Reviews

Aldous Harding Party

When Aldous Harding sings “he took me to a clearing” on the title track of her second album, it sounds more like the start of a murder ballad than an invitation to a pool party.

Sung in a slightly girlish voice over gentle guitar and piano, it has all the hallmarks of reverential gothic folk. Yet when the New Zealand singer-songwriter observes some time later that “stones smell good when you cuddle them” the track’s tone shifts to the kind of stoner folk that’s continued on the Nico-esque ‘What If Birds Aren’t Singing They’re Screaming’.

It’s an ability to tease expectations that marks out the best of these nine tracks. The percussion on ‘Blend’, which reverberates like snooker balls being knocking together, has a puritanical sparsity that defies the trademark lushness of her new label 4AD. The cheerleader ‘hey!’ yelps on the piano-led ‘Imagining My Man’, meanwhile, sound misplaced until they register as a perverse antidote to the track’s somber tone.
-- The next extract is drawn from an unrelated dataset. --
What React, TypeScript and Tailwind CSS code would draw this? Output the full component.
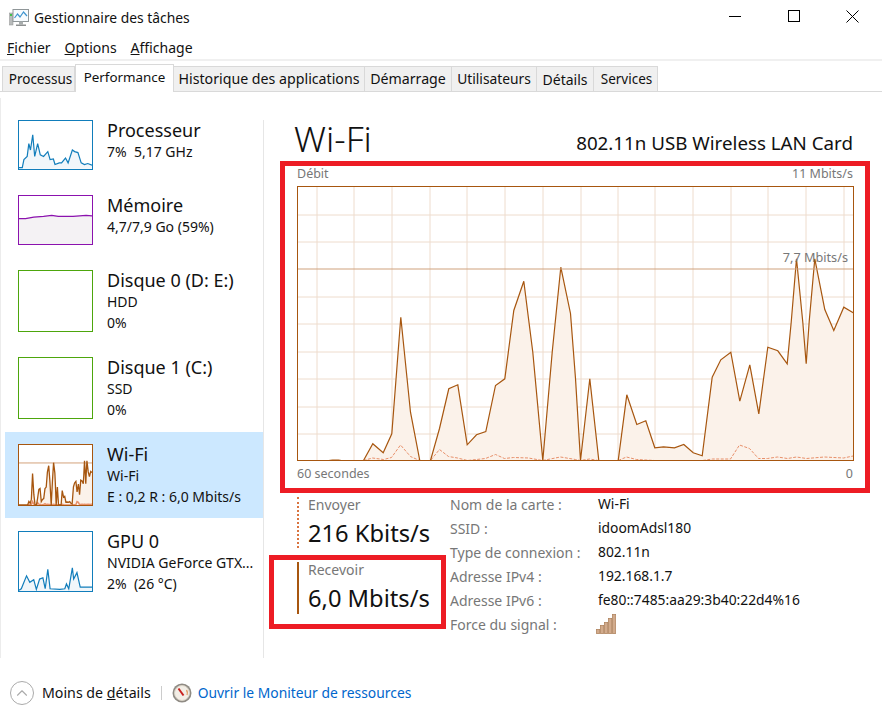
import { ChevronUp } from "lucide-react";

const FONT = "[font-family:'Noto_Sans',sans-serif]";

// courbe principale du graphique Wi-Fi (coordonnées écran)
const RX = "297,460 328,460 332,459.5 338,459.5 341,460 356,460 363,460 372.3,443.3 382.7,452.3 391.3,433.3 400.3,316.7 410,411.7 419.3,460 430,460 439,428 448.3,388.3 457.3,384.3 466.7,444.3 476,434.3 485.3,431 495,385 504.3,378.3 513.3,310 523.3,280.7 528,318 532.3,351.7 542.3,460 551.7,351.7 560.3,266.7 570,313 575,378 580,460 589.3,378.3 598.3,460 617.7,460 626.3,394.3 636.3,424 645.3,420.3 654.3,447.3 663,446.3 674,447.3 683.3,444 692.7,452.3 701.7,455.3 711.7,376.7 720.3,359.3 730.3,351.7 739.3,400.7 749.3,364.3 758.3,413.3 767.3,346.7 777.3,350.3 786.7,363.3 790.7,321.7 796,258.3 802.3,321.7 805.7,363.3 808.7,321 814.3,258.3 824.3,309 833.3,330 843.3,306.7 852.7,312.3";
const TX = "363,460 372,457.5 383,459 391,457 400,444.5 410,456 419,460 430,460 439,449 448,456 457,457.5 467,460 485,458 495,454 504,458 513,457 528,457.5 542,460 560,456.5 575,459 580,460 589,458.5 598,460 617.7,460 626,456.5 636,459 654,460 702,460 712,458.5 730,458.5 739,444.5 749,448 758,458 767,458 777,456.5 787,458 796,456.5 806,458 824,456.5 843,457.5 852.7,455.5";

const GRID_X = [316, 353, 391, 429, 466, 504, 542, 580, 617, 654, 692, 730, 767, 805, 843];
const GRID_Y = [214, 241, 296, 323, 351, 378, 406, 433];

const TABS = [
  { label: "Processus", w: "w-[73px] pl-[4px] text-[13.5px]" },
  { label: "Performance", w: "w-[99px] text-[13.4px]", active: true },
  { label: "Historique des applications", w: "w-[191px] text-[14.2px]" },
  { label: "Démarrage", w: "w-[87px] text-[14.2px]" },
  { label: "Utilisateurs", w: "w-[85px] text-[13.8px]" },
  { label: "Détails", w: "w-[57px] text-[14px]" },
  { label: "Services", w: "w-[64px] pl-[2px] text-[13.5px]" },
];

const DETAILS = [
  ["Nom de la carte :", "Wi-Fi"],
  ["SSID :", "idoomAdsl180"],
  ["Type de connexion :", "802.11n"],
  ["Adresse IPv4 :", "192.168.1.7"],
  ["Adresse IPv6 :", "fe80::7485:aa29:3b40:22d4%16"],
  ["Force du signal :", ""],
];

function WifiLines({ thick }: { thick?: boolean }) {
  return (
    <>
      <polygon points={`297,460 ${RX} 852.7,460`} fill="#fbf2ea" stroke="none" />
      <polyline points={TX} fill="none" stroke="#e8906a" strokeWidth={thick ? 1.5 : 1} strokeDasharray={thick ? undefined : "3 1.5"} vectorEffect="non-scaling-stroke" />
      <polyline points={RX} fill="none" stroke="#a7560f" strokeWidth={thick ? 1.3 : 1.2} vectorEffect="non-scaling-stroke" />
    </>
  );
}

function Thumb({ color, h, children, view }: { color: string; h: string; children?: React.ReactNode; view?: string }) {
  return (
    <div className={`w-[75px] ${h} shrink-0 border bg-white`} style={{ borderColor: color }}>
      {children && (
        <svg className="block w-full h-full" viewBox={view} preserveAspectRatio="none">
          {children}
        </svg>
      )}
    </div>
  );
}

function Area({ pts, base, stroke, fill }: { pts: string; base: string; stroke: string; fill: string }) {
  return (
    <>
      <polygon points={`${base} ${pts}`} fill={fill} />
      <polyline points={pts} fill="none" stroke={stroke} strokeWidth={1.2} vectorEffect="non-scaling-stroke" />
    </>
  );
}

function SideItem({ thumb, title, lines, selected }: { thumb: React.ReactNode; title: string; lines: string[]; selected?: boolean }) {
  return (
    <div className={`flex items-start ml-[4px] mb-px pl-[13px] py-[12px] ${selected ? "bg-[#cce8ff]" : ""}`}>
      {thumb}
      <div className="ml-[14px] -mt-[1px] -mb-[4px] whitespace-pre text-[#111]">
        <div className="text-[18px] leading-[23px]">{title}</div>
        {lines.map((l) => (
          <div key={l} className="text-[14px] leading-[20.5px]">{l}</div>
        ))}
      </div>
    </div>
  );
}

function AppIcon() {
  return (
    <svg width="20" height="18" viewBox="0 0 20 18">
      <rect x="0.5" y="4" width="3.5" height="12" fill="#b9bcbc" stroke="#8d9090" strokeWidth="0.5" />
      <rect x="1" y="5" width="2" height="2" fill="#3fc04a" />
      <rect x="4" y="0.5" width="15.5" height="12" fill="#f7fbfe" stroke="#8f9698" />
      <polyline points="5.5,9 8.5,5 11,8 14.5,3 18,7" fill="none" stroke="#3f95cf" strokeWidth="1.2" />
      <rect x="10" y="12.5" width="4" height="3" fill="#a8adad" />
      <rect x="7" y="15.5" width="10" height="1.5" fill="#8d9090" />
    </svg>
  );
}

function MonitorIcon() {
  return (
    <svg width="20" height="20" viewBox="0 0 20 20">
      <circle cx="10" cy="10" r="9.5" fill="#8f8b84" />
      <circle cx="10" cy="10" r="7.5" fill="#f3eee6" stroke="#d8d2c6" />
      <path d="M14.5 7 A5.5 5.5 0 0 1 15 12" fill="none" stroke="#e2a06a" strokeWidth="1.4" />
      <line x1="6.5" y1="5.5" x2="11.5" y2="12.5" stroke="#c8221f" strokeWidth="2" />
    </svg>
  );
}

function SignalIcon() {
  return (
    <svg width="20" height="20" viewBox="0 0 20 20">
      {[
        [0, 15],
        [4, 11],
        [8, 8],
        [12, 4],
        [16, 0],
      ].map(([x, y]) => (
        <rect key={x} x={x + 0.5} y={y + 0.5} width="3.2" height={19 - y} fill="#d2ab8c" stroke="#b0845f" strokeWidth="0.8" />
      ))}
    </svg>
  );
}

export default function App() {
  return (
    <div className={`w-[882px] h-[723px] bg-white flex flex-col overflow-hidden text-[#111] ${FONT}`}>
      {/* barre de titre */}
      <div className="h-[36px] flex items-center shrink-0">
        <div className="ml-[9px] mr-[5px] flex"><AppIcon /></div>
        <span className="text-[13.85px]">Gestionnaire des tâches</span>
        <div className="ml-auto flex items-center -mt-[4px]">
          <div className="w-[59px] flex justify-center"><div className="w-[12px] h-px bg-black" /></div>
          <div className="w-[59px] flex justify-center"><div className="w-[12px] h-[12px] border border-black" /></div>
          <div className="w-[59px] flex justify-center">
            <svg width="13" height="13" viewBox="0 0 13 13"><path d="M0.5 0.5 L12.5 12.5 M12.5 0.5 L0.5 12.5" stroke="#000" fill="none" /></svg>
          </div>
        </div>
      </div>

      {/* menu */}
      <div className="h-[25px] shrink-0 flex items-center pl-[7px] pb-[1px] gap-[14px] text-[14px] border-b-2 border-[#f0f0f0]">
        <span><u>F</u>ichier</span>
        <span><u>O</u>ptions</span>
        <span><u>A</u>ffichage</span>
      </div>

      {/* onglets */}
      <div className="h-[31px] shrink-0 flex items-end pl-[2px] border-b border-[#d9d9d9]">
        {TABS.map((t) =>
          t.active ? (
            <div key={t.label} className={`${t.w} h-[28px] -mb-px pb-[2px] bg-white border border-b-0 border-[#d9d9d9] flex items-center justify-center`}>
              {t.label}
            </div>
          ) : (
            <div key={t.label} className={`${t.w} h-[25px] bg-[#f0f0f0] border-r border-t border-[#d9d9d9] first:border-l flex items-center justify-center`}>
              {t.label}
            </div>
          )
        )}
      </div>

      <div className="flex flex-1 min-h-0">
        <div className="w-px h-[560px] mt-[6px] bg-[#ececec] shrink-0" />

        {/* colonne de gauche */}
        <div className="w-[262px] shrink-0 pt-[16px]">
          <SideItem
            title="Processeur"
            lines={["7%  5,17 GHz"]}
            thumb={
              <Thumb color="#117dbb" h="h-[50px]" view="55 360 223 149">
                <Area base="278,508 55,508" fill="#f1f6fa" stroke="#117dbb" pts="55,505 65,505 70,480 80,470 85,430 90,450 97,403 103,470 112,430 120,465 130,470 143,455 150,480 160,478 165,495 178,490 185,490 197,475 205,490 218,450 225,455 235,458 245,490 255,495 265,492 278,497" />
              </Thumb>
            }
          />
          <SideItem
            title="Mémoire"
            lines={["4,7/7,9 Go (59%)"]}
            thumb={
              <Thumb color="#8b12ae" h="h-[50px]" view="55 45 223 148">
                <Area base="278,193 55,193" fill="#f4f2f4" stroke="#8b12ae" pts="55,115 75,115 100,110 130,108 155,105 175,108 220,108 260,105 278,106" />
              </Thumb>
            }
          />
          <SideItem title="Disque 0 (D: E:)" lines={["HDD", "0%"]} thumb={<Thumb color="#4da60c" h="h-[62px]" />} />
          <SideItem title="Disque 1 (C:)" lines={["SSD", "0%"]} thumb={<Thumb color="#4da60c" h="h-[62px]" />} />
          <SideItem
            selected
            title="Wi-Fi"
            lines={["Wi-Fi", "E : 0,2 R : 6,0 Mbits/s"]}
            thumb={
              <Thumb color="#a7560f" h="h-[62px]" view="297 186 556 274">
                <line x1="297" x2="853" y1="268" y2="268" stroke="#d4a27c" strokeWidth="1" vectorEffect="non-scaling-stroke" />
                <WifiLines thick />
              </Thumb>
            }
          />
          <SideItem
            title="GPU 0"
            lines={["NVIDIA GeForce GTX...", "2%  (26 °C)"]}
            thumb={
              <Thumb color="#117dbb" h="h-[61px]" view="55 334 223 183">
                <Area base="278,517 55,517" fill="#f1f6fa" stroke="#117dbb" pts="55,515 62,510 78,470 88,490 100,482 108,512 118,480 128,476 135,510 143,450 150,510 180,512 195,510 200,495 207,510 218,445 222,480 232,460 242,505 278,505" />
              </Thumb>
            }
          />
        </div>

        <div className="w-px h-[538px] mt-[28px] bg-[#e6e6e6] shrink-0" />

        {/* panneau de droite */}
        <div className="flex-1 min-w-0 pt-[23px]">
          <div className="flex items-end ml-[30px] mr-[29px] h-[46px]">
            <span className="text-[35.5px] leading-[46px] font-light">Wi-Fi</span>
            <span className="ml-auto text-[18.75px] leading-[26px] mb-[5px]">802.11n USB Wireless LAN Card</span>
          </div>

          {/* cadre rouge du graphique */}
          <div className="ml-[16px] w-[590px] h-[332px] border-[5px] border-[#ed1c24] pt-[1px] px-[12px]">
            <div className="flex justify-between text-[12.5px] leading-[14px] text-[#777] mb-[5px] h-[14px]">
              <span>Débit</span>
              <span>11 Mbits/s</span>
            </div>
            <div className="relative w-[557px] h-[275px]">
              <svg className="block w-full h-full" viewBox="296.5 185.5 557 275">
                {GRID_X.map((x) => (
                  <line key={x} x1={x + 0.5} x2={x + 0.5} y1="186" y2="460" stroke="#eedccd" />
                ))}
                {GRID_Y.map((y) => (
                  <line key={y} x1="297" x2="853" y1={y + 0.5} y2={y + 0.5} stroke="#eedccd" />
                ))}
                <WifiLines />
                <line x1="297" x2="853" y1="268.5" y2="268.5" stroke="#cfa17d" />
                <rect x="297" y="186" width="556" height="274" fill="none" stroke="#a7560f" />
              </svg>
              <span className="absolute right-[6px] top-[64px] text-[12.7px] leading-[14px] text-[#777]">7,7 Mbits/s</span>
            </div>
            <div className="flex justify-between text-[12.5px] leading-[14px] text-[#777] mt-[6px]">
              <span>60 secondes</span>
              <span>0</span>
            </div>
          </div>

          <div className="flex ml-[5px] mt-[2px]">
            {/* débits */}
            <div className="w-[177px] shrink-0">
              <div className="h-[60px] relative pl-[39px] whitespace-nowrap">
                <div className="absolute left-[28px] top-[2px] h-[51px] border-l-2 border-dotted border-[#d9743f]" />
                <div className="text-[14px] leading-[20px] text-[#777]">Envoyer</div>
                <div className="text-[23.7px] leading-[34px] mt-[1px]">216 Kbits/s</div>
              </div>
              <div className="h-[74px] border-[5px] border-[#ed1c24] relative pl-[34px] whitespace-nowrap">
                <div className="absolute left-[23px] top-[2px] h-[52px] w-[2px] bg-[#a7560f]" />
                <div className="text-[14px] leading-[20px] text-[#777]">Recevoir</div>
                <div className="text-[23.7px] leading-[34px] mt-[1px]">6,0 Mbits/s</div>
              </div>
            </div>

            {/* propriétés */}
            <div className="ml-[4px] -mt-[3px] grid grid-cols-[148px_auto] auto-rows-[24px] text-[14px] items-center whitespace-nowrap">
              {DETAILS.map(([k, v]) => (
                <div key={k} className="contents">
                  <span className="text-[#777]">{k}</span>
                  {v ? <span className="text-[13.85px]">{v}</span> : <span className="-ml-[2px] flex"><SignalIcon /></span>}
                </div>
              ))}
            </div>
          </div>
        </div>
      </div>

      {/* pied */}
      <div className="h-[64px] shrink-0 flex items-center pl-[10px] pt-[4px] text-[14.2px]">
        <div className="w-[24px] h-[24px] rounded-full border border-[#ababab] flex items-center justify-center text-[#ababab]">
          <ChevronUp size={18} strokeWidth={1.5} />
        </div>
        <span className="ml-[8px]">Moins de <u>d</u>étails</span>
        <div className="ml-[10px] mr-[10px] w-px h-[14px] bg-[#ccc]" />
        <MonitorIcon />
        <span className="ml-[6px] text-[13.85px] text-[#0066cc]">Ouvrir le Moniteur de ressources</span>
      </div>
    </div>
  );
}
Her vocals are equally contrary, with multiple characters being created as she shifts from smoky blues on ‘I’m So Sorry’ to seething confrontation on standout torch song ‘Horizon’, which strips away all instruments save piano and cello.

These voices are united by the way in which she enunciates words, giving the impression that she’s encountering them for the first time. This creates an uneasy, slightly alien feel when harmonised against herself, as on the title track, or when contrasted with Perfume Genius’ Mike Hadreas on the out-of-time ‘Swell Does The Skull’.

The different voices and inversions mean that, even though she operates within the broad confines of gothic folk, she has an air of unpredictability. This suggests that the listener is party to a talent at the very start of her creative life.